Klein Park & Lowe, P.L., and Robert M. Klein and Andrew M. Feldman, for appellant.

Cole Scott & Kissane, P.A., and Scott A. Cole and Therese A. Savona (Orlando), for appellee CDC Builders, Inc.

Before LINDSEY, LOBREE and BOKOR, JJ.

LOBREE, J.

Eloquence on the Bay Condominium Association, Inc. (“Eloquence”) appeals the entry of final judgment in favor of CDC Builders, Inc. (“CDC”) and an order denying its motion for new trial based on the trial court’s decision to modify the agreed jury instructions mid-trial to include CDC’s new proposed jury instruction on damages. For the reasons that follow, we affirm.

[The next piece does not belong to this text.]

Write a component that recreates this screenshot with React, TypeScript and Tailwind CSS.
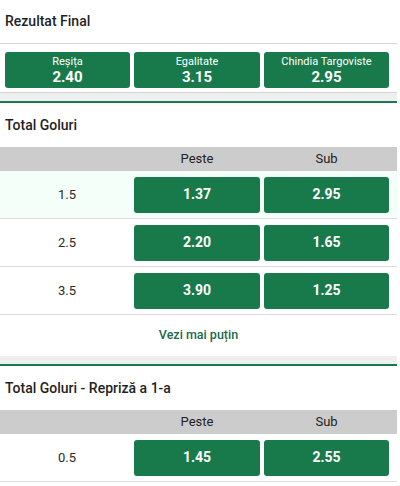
const font = { fontFamily: "Roboto, 'Noto Sans', sans-serif" };

type Row = { line: string; over: string; under: string; active?: boolean };

function Header({ title, border }: { title: string; border?: boolean }) {
  return (
    <div
      className={`h-[44px] flex items-center px-[5px] text-[14px] font-medium text-[#1f1f1f] ${
        border ? "border-b border-[#d6d6d6]" : ""
      }`}
    >
      {title}
    </div>
  );
}

function OddsTable({ rows }: { rows: Row[] }) {
  return (
    <div>
      <div className="h-[24px] bg-[#cccccc] grid grid-cols-[134px_126px_4px_125px] text-[13px] text-[#222] items-center">
        <span />
        <span className="text-center">Peste</span>
        <span />
        <span className="text-center">Sub</span>
      </div>
      {rows.map((r) => (
        <div
          key={r.line}
          className={`h-[48px] flex items-center border-b border-[#dcdcdc] ${
            r.active ? "bg-[#f5fffa]" : "bg-white"
          }`}
        >
          <span className="w-[134px] text-center text-[13px] text-[#2a2a2a]">{r.line}</span>
          <div className="flex gap-[4px]">
            <button className="w-[126px] h-[36px] rounded-[3px] bg-[#187a4a] text-white text-[14px] font-bold">
              {r.over}
            </button>
            <button className="w-[125px] h-[36px] rounded-[3px] bg-[#187a4a] text-white text-[14px] font-bold">
              {r.under}
            </button>
          </div>
        </div>
      ))}
    </div>
  );
}

function Divider() {
  return <div className="h-[10px] bg-[#efefef] border-b-2 border-[#187a4a]" />;
}

export default function App() {
  const results = [
    { name: "Reșița", odd: "2.40", w: "w-[125px]" },
    { name: "Egalitate", odd: "3.15", w: "w-[126px]" },
    { name: "Chindia Targoviste", odd: "2.95", w: "w-[125px]" },
  ];
  return (
    <div style={font} className="w-[397px] bg-white">
      <Header title="Rezultat Final" border />
      <div className="flex gap-[4px] pl-[5px] pt-[8px] pb-[4px] border-b border-[#d6d6d6]">
        {results.map((r) => (
          <button
            key={r.name}
            className={`${r.w} h-[36px] rounded-[3px] bg-[#187a4a] text-white flex flex-col items-center justify-center leading-none`}
          >
            <span className="text-[11px]">{r.name}</span>
            <span className="text-[15px] font-bold mt-[3px]">{r.odd}</span>
          </button>
        ))}
      </div>
      <Divider />
      <Header title="Total Goluri" />
      <OddsTable
        rows={[
          { line: "1.5", over: "1.37", under: "2.95", active: true },
          { line: "2.5", over: "2.20", under: "1.65" },
          { line: "3.5", over: "3.90", under: "1.25" },
        ]}
      />
      <div className="h-[41px] flex items-center justify-center text-[12.5px] font-medium text-[#1c6a4c]">
        Vezi mai puțin
      </div>
      <Divider />
      <Header title="Total Goluri - Repriză a 1-a" />
      <OddsTable rows={[{ line: "0.5", over: "1.45", under: "2.55" }]} />
    </div>
  );
}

BACKGROUND In 2016, Eloquence filed suit against its condominium developer Ness Racquet Club, LLC, and its general contractor, CDC, alleging the condominium was constructed with numerous construction and design defects. Eloquence amended its complaint in 2018 to include claims against CDC for breach of the statutory implied warranty of fitness, negligence, and for breach of the Florida Building Code. The matter proceeded and the case was set for a jury trial. Eleven days before trial began, the parties attended a charge conference where they discussed jury instructions. Both parties had submitted proposed jury instructions, which each stated that the measure of damages was “the reasonable cost of necessary repairs which the greater weight of the evidence shows resulted, or will result, from” CDC’s alleged breach or negligence. At the pretrial conference neither party presented any argument regarding the time frame or date on which the amount of damages should be measured.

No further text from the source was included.